How to Explain to Kids about Your Separation with Your Spouse
As we all know kids will always be in the middle of the war whenever there’s a divorce. Kids will always have the idea that the family will stay together no matter what. They may see some fighting between parents but they know that they will stick together to guide the kids grow up as a member of the society.


Seeing their parents separate is very devastating or traumatic leaving lasting effects for the kids. Some will bear this burden for the rest of their life and will affect their personality and development. We have take an extra effort in guiding our kids so that we could ensure they grow up as normally and healthy as possible.  One of the most difficult tasks a parent would do in this situation is to explain to the kids they are separating.


Divorce is a very complex and personally, a very unnatural thing to occur to the kids that they will never have the grasp why divorce is happening and what are they going to do about it. They will have questions that are very difficult to answer and even though you come up with a pretty good explanation, they will still resent the fact that you’re separating. The basic rule in explaining to the kids about separation is to stay positive. Whatever you say, always end up with a positive and hopeful tone.


If you believe that divorce is not really a bad thing, you should be able to effectively communicate this situation to your kids. The kids will feel really bad about the situation but at least they have the assurance from a parent that it will be ok. It would even be better when the situation is not only explained by one parent but also by your former husband. In fact, it is not only your responsibility in assuring the kids that everything will be alright.


Even though it’s a little bit impossible, talking to your kids together will ease the difficulty by a greater extent. It might be the last act of you as a couple together but it’s a great way to end things as you assure your kids that everything will be ok despite the separation. There is a tendency that the kids will think that it’s their fault that you are actually separating.
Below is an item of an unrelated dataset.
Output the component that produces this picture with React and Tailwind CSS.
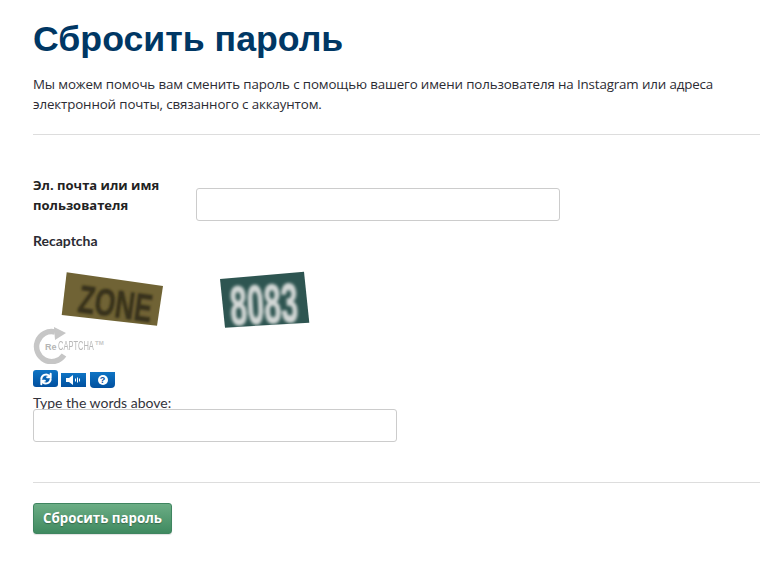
import React from "react";

function Captcha1() {
  return (
    <svg width="110" height="60" viewBox="0 0 110 60" className="block overflow-visible">
      <defs>
        <filter id="b1" x="-20%" y="-20%" width="140%" height="140%"><feGaussianBlur stdDeviation="1.2" /></filter>
        <filter id="b0"><feGaussianBlur stdDeviation="0.4" /></filter>
      </defs>
      <polygon points="7.7,2.3 104,16 98,55.7 2.7,45" fill="#6f6434" filter="url(#b0)" />
      <text x="18" y="42" transform="rotate(8 18 42)" fontFamily="Liberation Sans, sans-serif" fontWeight="700" fontSize="39" fill="#38321a" stroke="#38321a" strokeWidth="0.6" filter="url(#b1)" textLength="74" lengthAdjust="spacingAndGlyphs">ZONE</text>
    </svg>
  );
}

function Captcha2() {
  return (
    <svg width="100" height="60" viewBox="0 0 100 60" className="block overflow-visible">
      <defs>
        <filter id="b2" x="-20%" y="-20%" width="140%" height="140%"><feGaussianBlur stdDeviation="1.5" /></filter>
        <filter id="b3"><feGaussianBlur stdDeviation="0.4" /></filter>
      </defs>
      <polygon points="2,9 86,1.7 91.3,52.7 7,57.7" fill="#2f5551" filter="url(#b3)" />
      <text x="13" y="55" transform="rotate(-3 13 55)" fontFamily="Liberation Sans, sans-serif" fontWeight="700" fontSize="56" fill="#d2d7d5" stroke="#d2d7d5" strokeWidth="1.2" filter="url(#b2)" textLength="68" lengthAdjust="spacingAndGlyphs">8083</text>
    </svg>
  );
}

function RecaptchaLogo() {
  return (
    <div className="relative w-[72px] h-[37px]">
      <svg width="37" height="37" viewBox="0 0 37 37" className="absolute left-0 top-0">
        <path d="M31 28 A15 15 0 1 1 22 5" fill="none" stroke="#c6c6c6" strokeWidth="5.5" />
        <polygon points="21,0 33,6 22,13" fill="#c6c6c6" />
      </svg>
      <div className="absolute left-[12px] top-[13px] w-[60px] h-[13px] bg-white font-['Liberation_Sans',sans-serif] whitespace-nowrap">
        <span className="absolute left-0 top-[2px] text-[9px] leading-[10px] font-bold text-[#b5b5b5]">Re</span>
        <span className="absolute left-[13px] top-0 text-[12.5px] leading-[13px] text-[#b8b8b8] scale-x-[0.6] origin-left">CAPTCHA</span>
        <span className="absolute left-[50px] top-0 text-[6px] leading-[7px] font-bold text-[#c8c8c8]">TM</span>
      </div>
    </div>
  );
}

function IconBtn({ children, w = "w-[25px]", h = "h-[16px]", rounded = "rounded-[2px]", mt = "mt-0" }) {
  return (
    <div className={`${w} ${h} ${mt} ${rounded} bg-gradient-to-b from-[#0f74c4] to-[#02509f] flex items-center justify-center`}>
      {children}
    </div>
  );
}

export default function App() {
  return (
    <div className="w-[784px] h-[573px] bg-white pl-[33px] pr-[24px] pt-[17px] font-['Open_Sans',sans-serif] text-[#2b2b33] overflow-hidden">
      <h1 className="font-['Liberation_Sans',sans-serif] font-bold text-[35.7px] leading-[44px] text-[#003764]">Сбросить пароль</h1>
      <p className="mt-[13px] text-[13.33px] leading-[20px] w-[720px] tracking-[-0.13px]">
        Мы можем помочь вам сменить пароль с помощью вашего имени пользователя на Instagram или адреса электронной почты, связанного с аккаунтом.
      </p>
      <div className="mt-[20px] h-px bg-[#dddddd]" />

      <div className="mt-[40px] flex items-start">
        <label className="w-[163px] text-[13px] leading-[20px] font-bold text-[#222]">Эл. почта или имя пользователя</label>
        <div className="mt-[13px] w-[364px] h-[33px] border border-[#cccccc] rounded-[3px] bg-white" />
      </div>

      <div className="mt-[10px] font-['Lato',sans-serif] text-[14px] leading-[20px] font-bold text-[#2b2b33]">Recaptcha</div>

      <div className="mt-[19px] flex items-start h-[57px]">
        <div className="ml-[26px] w-[159px]"><Captcha1 /></div>
        <Captcha2 />
      </div>

      <RecaptchaLogo />

      <div className="mt-[6px] flex items-start">
        <IconBtn h="h-[17px]" rounded="rounded-[3px]">
          <svg width="14" height="14" viewBox="0 0 24 24" fill="none" stroke="#fff" strokeWidth="3.4" strokeLinecap="round">
            <path d="M4 12a8 8 0 0 1 13.5-5.5L20 9M20 3v6h-6" />
            <path d="M20 12a8 8 0 0 1-13.5 5.5L4 15M4 21v-6h6" />
          </svg>
        </IconBtn>
        <div className="ml-[3px]">
          <IconBtn h="h-[14px]" rounded="rounded-none" mt="mt-[3px]">
            <svg width="16" height="10" viewBox="0 0 16 10" fill="#fff">
              <polygon points="0,3 3,3 7,0 7,10 3,7 0,7" />
              <rect x="9" y="3.5" width="1" height="3" />
              <rect x="11" y="2.5" width="1" height="5" />
              <rect x="13" y="3.5" width="1" height="3" />
            </svg>
          </IconBtn>
        </div>
        <div className="ml-[4px]">
          <IconBtn rounded="rounded-b-[4px]" mt="mt-[2px]">
            <div className="w-[10px] h-[10px] rounded-full bg-white flex items-center justify-center text-[#02509f] text-[9px] leading-[10px] font-bold font-['Liberation_Sans',sans-serif]">?</div>
          </IconBtn>
        </div>
      </div>

      <div className="mt-[5px] h-[16px] font-['Lato',sans-serif] text-[14px] leading-[20px] text-[#33333b]">Type the words above:</div>
      <div className="w-[364px] h-[33px] border border-[#cccccc] rounded-[3px] bg-white relative" />

      <div className="mt-[40px] h-px bg-[#dddddd]" />

      <button className="mt-[20px] block w-[139px] h-[31px] rounded-[3px] border border-[#3f8560] bg-gradient-to-b from-[#6bad85] to-[#3f8a60] text-white text-[13.3px] font-bold shadow-[0_1px_1px_rgba(0,0,0,0.12)] [text-shadow:0_1px_1px_rgba(0,0,0,0.3)]">
        Сбросить пароль
      </button>
    </div>
  );
}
This is very delicate and it could potentially scare them for life. Assure them that it’s not their fault but don’t really push the fact. As we’re talking about positive tone in the conversation, remind your kids that you will still be their mother and their dad will still be their father no matter what. Separation doesn’t mean a parent will no longer do their duties.


Remind them that the separating parent will still visit them. Of course, you have to be really honest when the parent will visit the kids. If you’re talking to the kids alone, again stick to the positives about the situation. Even though you’re really angry at your husband for leaving you and the kids, never badmouth their father. Kids are very vulnerable to the idea that their family is malfunctioning.


Remember the time when you keep your fighting within yourselves instead of showing it to your kids. This is still the same only that the other parent is not there to fight you. It only gets worst since you don’t just keep the fighting to yourself but you’re practically taking the fight to your kids. Your kids will be thinking that he has bad parents and that will greatly affect their self esteem. When you’re talking make sure it’s a two way communication.


Some of the kids are quiet vocal about the situation but most will just listen. It’s a very serious talk and it can only be understood by adults. But it’s still your responsibility to explain to the kids and the only way to gauge if they understand it or not is to encourage them to express their opinion and ask questions.


Don’t expect a simple reaction such as “ok”. Most of the time, kids will be begging for more answers as to why are you breaking up. There is a temptation to tell your kids about the bad things about your relationship with your husband. But again remember to keep it in a positive tone and always emphasize that you and your former husband will still be there to take good care of them no matter what.


Be sure to talk to your kids about your separation as soon as possible. Bottling up their emotions will give your kids a really hard time adjusting to their new family life. Let them express themselves and explain to them why the separation happened. They may be angry at first but through time, they will understand and because you are there, they are assured that everything will be just fine.